A powerful
robotic lunar scout, NASA's first in more than a decade, arrived at the moon early Tuesday
on a mission to seek out potential landing sites and hidden water ice for
future astronauts.
NASA's
Lunar Reconnaissance Orbiter (LRO) fired its thrusters at 5:47 a.m. EDT (0947
GMT) in a 40-minute maneuver to begin orbiting
the moon. It is NASA's first unmanned moon shot since 1998.
"We are in
lunar orbit," said LRO project scientist Richard Vondrak at NASA's Goddard
Space Flight Center in Greenbelt, Md. "We're not going past the moon. We're
there to stay."
About the
size of a Mini Cooper car, the $504 million LRO probe launched toward the moon
on June 18 and spent four days in transit - about a day longer than astronauts
on the Apollo missions in the late 1960s and early 1970s.

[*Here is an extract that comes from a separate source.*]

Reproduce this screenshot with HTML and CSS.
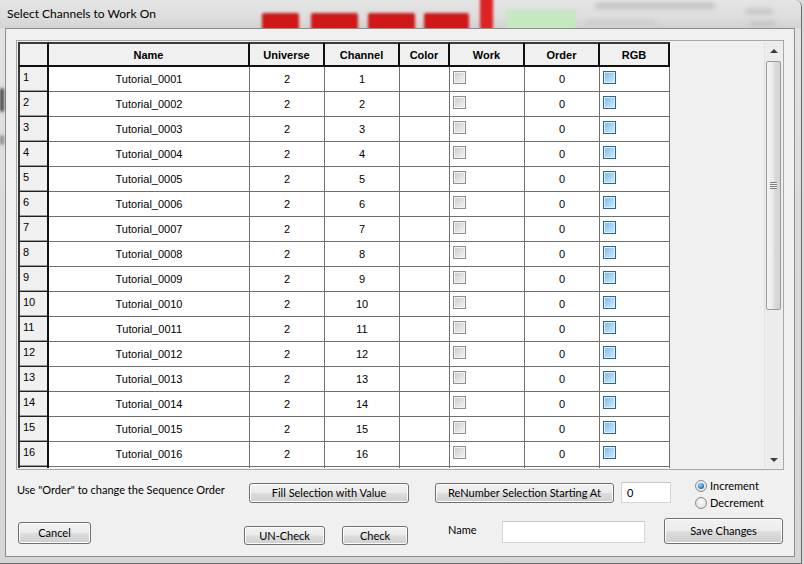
FILE: index.html
```html
<!DOCTYPE html>
<html>
<head>
<meta charset="utf-8">
<link rel="stylesheet" href="styles.css">
</head>
<body>
<div class="window">
  <div class="titlebar">
    <span class="blur red r1"></span>
    <span class="blur red r2"></span>
    <span class="blur red r3"></span>
    <span class="blur red r4"></span>
    <span class="blur red rbar"></span>
    <span class="blur green"></span>
    <span class="blur grey g1"></span>
    <span class="blur grey g2"></span>
    <span class="blur grey g3"></span>
    <span class="blur grey g4"></span>
    <span class="title">Select Channels to Work On</span>
  </div>
  <span class="blur spot s1"></span>
  <span class="blur spot s2"></span>
  <div class="client">
    <div class="grid">
      <div class="tablewrap">
        <table class="chan">
          <thead>
            <tr class="hdr">
              <th class="c-row"></th>
              <th class="c-name">Name</th>
              <th class="c-uni">Universe</th>
              <th class="c-ch">Channel</th>
              <th class="c-col">Color</th>
              <th class="c-work">Work</th>
              <th class="c-ord">Order</th>
              <th class="c-rgb">RGB</th>
            </tr>
          </thead>
          <tbody id="rows"></tbody>
        </table>
      </div>
      <div class="scrollbar">
        <div class="sb-btn"><span class="arrow up"></span></div>
        <div class="thumb"><span class="grip"></span></div>
        <div class="sb-fill"></div>
        <div class="sb-btn down"><span class="arrow dn"></span></div>
      </div>
    </div>

    <div class="row1">
      <span class="hint">Use "Order" to change the Sequence Order</span>
      <button class="btn fill">Fill Selection with Value</button>
      <button class="btn renum">ReNumber Selection Starting At</button>
      <input class="txt start" type="text" value="0">
      <div class="radios">
        <label class="radio"><span class="rb on"></span>Increment</label>
        <label class="radio"><span class="rb"></span>Decrement</label>
      </div>
    </div>

    <div class="row2">
      <button class="btn cancel">Cancel</button>
      <button class="btn uncheck">UN-Check</button>
      <button class="btn check">Check</button>
      <span class="namelbl">Name</span>
      <input class="txt name" type="text" value="">
      <button class="btn save">Save Changes</button>
    </div>
  </div>
</div>
<script>
  var tb = document.getElementById('rows');
  var html = '';
  for (var i = 1; i <= 16; i++) {
    var n = ('000' + i).slice(-4);
    html += '<tr class="drow">' +
      '<td class="rh">' + i + '</td>' +
      '<td>Tutorial_' + n + '</td>' +
      '<td>2</td>' +
      '<td>' + i + '</td>' +
      '<td></td>' +
      '<td class="cb"><span class="box gray"></span></td>' +
      '<td>0</td>' +
      '<td class="cb"><span class="box blue"></span></td>' +
      '</tr>';
  }
  html += '<tr class="drow"><td class="rh"></td><td></td><td></td><td></td><td></td><td></td><td></td><td></td></tr>';
  tb.innerHTML = html;
</script>
</body>
</html>
```

FILE: styles.css
```css
html, body {
  margin: 0;
  padding: 0;
}
body {
  width: 804px;
  height: 564px;
  overflow: hidden;
  background: #d9d9d9;
  font-family: "Liberation Sans", Arial, sans-serif;
  color: #000;
}
.window {
  position: relative;
  width: 801px;
  height: 563px;
  border-right: 1px solid #6b6b6b;
  border-bottom: 1px solid #6b6b6b;
  border-top-right-radius: 7px;
  background: linear-gradient(to bottom, #e4e4e4 0%, #dadada 40%, #d6d6d6 100%);
  overflow: hidden;
}
.titlebar {
  position: relative;
  height: 28px;
  overflow: hidden;
  background: linear-gradient(to bottom, #e4e4e4 0%, #dedede 60%, #d2d2d2 100%);
}
.title {
  position: relative;
  display: block;
  padding-left: 7px;
  padding-top: 6px;
  font-family: Lato, "Liberation Sans", sans-serif;
  font-size: 12px;
  line-height: 15px;
  color: #000;
}
.blur {
  position: absolute;
  filter: blur(1.6px);
}
.red { background: #d01818; border-radius: 2px; }
.r1 { left: 262px; top: 13px; width: 37px; height: 18px; }
.r2 { left: 311px; top: 13px; width: 47px; height: 18px; }
.r3 { left: 368px; top: 13px; width: 47px; height: 18px; }
.r4 { left: 424px; top: 13px; width: 45px; height: 18px; }
.rbar { left: 480px; top: -4px; width: 13px; height: 34px; background: #dc2222; }
.green { left: 506px; top: 10px; width: 70px; height: 20px; background: #c4e9bf; }
.grey { background: #c4c4c4; border-radius: 2px; filter: blur(2.2px); }
.g1 { left: 595px; top: 3px; width: 120px; height: 6px; }
.g2 { left: 586px; top: 20px; width: 70px; height: 5px; background: #cdcdcd; }
.g3 { left: 745px; top: 9px; width: 28px; height: 5px; }
.g4 { left: 750px; top: 21px; width: 25px; height: 5px; }
.spot { background: #444; width: 4px; border-radius: 2px; }
.s1 { left: 0; top: 88px; height: 24px; }
.s2 { left: 0; top: 135px; height: 10px; background: #888; }

.client {
  margin-left: 5px;
  border: 1px solid #8d8d8d;
  background: #f0f0f0;
  padding: 11px 0 0 10px;
  box-sizing: content-box;
  height: 516px;
  width: 778px;
}

/* grid */
.grid {
  display: flex;
  border: 1px solid #a7a7a7;
  padding: 1px;
  box-sizing: border-box;
  height: 430px;
  width: 768px;
  background: #f0f0f0;
}
.tablewrap {
  flex: 1;
  overflow: hidden;
  background: #f0f0f0;
}
.chan {
  border-collapse: separate;
  border-spacing: 0;
  table-layout: fixed;
  width: 652px;
  font-size: 11px;
}
.chan th, .chan td {
  box-sizing: border-box;
  padding: 0;
  text-align: center;
  vertical-align: middle;
  white-space: nowrap;
  overflow: hidden;
}
.chan th {
  background: #f0f0f0;
  font-weight: bold;
  border-top: 2px solid #3a3a3a;
  border-right: 2px solid #101010;
  border-bottom: 2px solid #101010;
}
.chan th.c-row { border-left: 2px solid #3a3a3a; }
.c-row { width: 31px; }
.c-name { width: 201px; }
.c-uni { width: 75px; }
.c-ch { width: 75px; }
.c-col { width: 50px; }
.c-work { width: 75px; }
.c-ord { width: 75px; }
.c-rgb { width: 70px; }
tr.hdr { height: 25px; }
tr.drow { height: 25px; }
.chan td {
  background: #fff;
  border-right: 1px solid #6f6f6f;
  border-bottom: 1px solid #6f6f6f;
  line-height: 13px;
}
.chan td.rh {
  background: #f0f0f0;
  text-align: left;
  vertical-align: top;
  padding: 4px 0 0 3px;
  border-left: 2px solid #3a3a3a;
  border-right: 2px solid #101010;
  border-bottom: 1px solid #202020;
  box-shadow: inset 0 -1px 0 #9a9a9a;
}
.chan td.cb {
  vertical-align: top;
  text-align: left;
  padding: 4px 0 0 3px;
}
.box {
  display: block;
  width: 13px;
  height: 13px;
  box-sizing: border-box;
}
.box.gray {
  border: 1px solid #8f8f8f;
  background: linear-gradient(135deg, #c8c8c8 0%, #e0e0e0 50%, #f4f4f4 100%);
  box-shadow: inset 0 0 0 1px #f2f2f2;
}
.box.blue {
  border: 1px solid #2b6590;
  background: linear-gradient(135deg, #78baec 0%, #a6d4f6 50%, #d4edfd 100%);
  box-shadow: inset 0 0 0 1px #dceefb;
}

/* scrollbar */
.scrollbar {
  width: 17px;
  display: flex;
  flex-direction: column;
  background: #ececec;
  border-left: 1px solid #e2e2e2;
}
.sb-btn {
  height: 18px;
  display: flex;
  justify-content: center;
  align-items: center;
}
.sb-btn.down { height: 17px; align-items: flex-end; padding-bottom: 6px; box-sizing: border-box; }
.arrow {
  width: 0;
  height: 0;
  border-left: 4px solid transparent;
  border-right: 4px solid transparent;
}
.arrow.up { border-bottom: 4px solid #3c3c3c; }
.arrow.dn { border-top: 4px solid #3c3c3c; }
.thumb {
  margin: 1px 0 0 1px;
  width: 15px;
  height: 249px;
  box-sizing: border-box;
  border: 1px solid #9b9b9b;
  border-radius: 2px;
  background: linear-gradient(to right, #f4f4f4 0%, #ebebeb 45%, #dcdcdc 55%, #d2d2d2 100%);
  display: flex;
  justify-content: center;
  align-items: center;
}
.grip {
  width: 7px;
  height: 7px;
  background: repeating-linear-gradient(to bottom, #7f7f7f 0, #7f7f7f 1px, #f2f2f2 1px, #f2f2f2 2px);
}
.sb-fill { flex: 1; }

/* bottom controls */
.row1 {
  display: flex;
  align-items: flex-start;
  height: 20px;
  margin-top: 13px;
  margin-left: 1px;
}
.hint, .namelbl, .radio, .btn {
  font-family: Lato, "Liberation Sans", sans-serif;
  font-size: 11px;
  color: #000;
}
.hint {
  width: 232px;
  line-height: 14px;
}
.btn {
  box-sizing: border-box;
  padding: 0;
  border: 1px solid #707070;
  border-radius: 3px;
  background: linear-gradient(to bottom, #f2f2f2 0%, #ebebeb 49%, #dddddd 51%, #cfcfcf 100%);
  box-shadow: inset 0 0 0 1px #fcfcfc;
  line-height: 14px;
  text-align: center;
}
.fill { width: 160px; height: 20px; }
.renum { width: 179px; height: 20px; margin-left: 26px; }
.txt {
  box-sizing: border-box;
  border: 1px solid #d5d5d5;
  border-top-color: #c6c6c6;
  background: #fff;
  padding: 0 0 0 5px;
  font-family: Lato, "Liberation Sans", sans-serif;
  font-size: 11px;
  outline: none;
}
.start { width: 50px; height: 21px; margin-left: 7px; margin-top: -1px; }
.radios {
  margin-left: 24px;
  margin-top: -4px;
  display: flex;
  flex-direction: column;
  gap: 3px;
}
.radio {
  display: flex;
  align-items: center;
  height: 14px;
  line-height: 14px;
}
.rb {
  width: 12px;
  height: 12px;
  box-sizing: border-box;
  border-radius: 50%;
  border: 1px solid #8b8b8b;
  background: radial-gradient(circle at 50% 40%, #fbfbfb 0%, #e3e3e3 70%, #d0d0d0 100%);
  margin-right: 3px;
  display: flex;
  justify-content: center;
  align-items: center;
}
.rb.on::after {
  content: "";
  width: 6px;
  height: 6px;
  border-radius: 50%;
  background: radial-gradient(circle at 40% 35%, #a8dcfa 0%, #3a8fd0 45%, #134a7c 100%);
}
.row2 {
  display: flex;
  align-items: flex-start;
  margin-top: 15px;
}
.cancel { width: 73px; height: 22px; margin-left: 2px; margin-top: 4px; }
.uncheck { width: 81px; height: 19px; margin-left: 153px; margin-top: 8px; }
.check { width: 66px; height: 19px; margin-left: 17px; margin-top: 8px; }
.namelbl { width: 54px; margin-left: 40px; margin-top: 5px; line-height: 14px; }
.name { width: 143px; height: 22px; margin-top: 3px; }
.save { width: 119px; height: 26px; margin-left: 19px; }
```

The robotic probe is
expected to spent at least one year mapping
the moon for future manned missions, as well as several more years
conducting science surveys.
"LRO has
returned NASA to the moon," a flight controller said as NASA's LRO mission control
center erupted in applause. The probe's lunar arrival comes just under one month ahead of the 40th anniversary of NASA's first moon landing by Apollo 11 astronauts on July 20, 1969.
The
spacecraft carries
seven instruments to map the moon in unprecedented detail, seek out water
ice hidden in the permanent shadows of craters at the lunar south pole, and
measure the temperature and radiation hazards future astronauts may face. The
names of 1.6 million people are also riding aboard LRO as part of a public
outreach program.
LRO is
currently circling the moon in an extremely elliptical orbit that brings the
nearly 2-ton probe within about 124 miles (200 km) of the lunar surface at its
closest and reaches out to 1,863 miles (3,000 km).
"It went
like clockwork," said Craig Tooley, NASA's LRO project manager. "In the end, it
went exactly as planned."
Over the
next few days, more thruster firings should fine-tine the spacecraft's flight
path until it reaches its planned observation orbit of between 31 and 135 miles
(50 to 218 km). Two of LRO's seven instruments, a pair of radiation sensors,
scanned the space environment between the Earth and the moon, with the
remaining five instruments to be activated in the next few weeks.
The first
images from the powerful camera aboard LRO should be beamed back to Earth in
the next few weeks, mission managers said.
"This whole
new moon we're ready to see is out there waiting, and this mission is going to
go get it," said Jim Garvin, NASA's chief scientist at Goddard.
A second
unmanned spacecraft, the $79 million Lunar Crater Observation and Sensing
Satellite (LCROSS), also launched with LRO and is expected to slingshot past
the moon later today at about 8:20 a.m. EDT (1220 GMT). The spacecraft and an
attached empty Centaur rocket stage will fly by the moon and shift into a polar
orbit that will ultimately end in an Oct. 9 crash into a shadowed crater at the
moon's south pole to probe for hidden water ice.
NASA plans
to release live video from LCROSS as it flies past the moon at a distance of
about 5,592 miles (9,000 km), mission managers have said.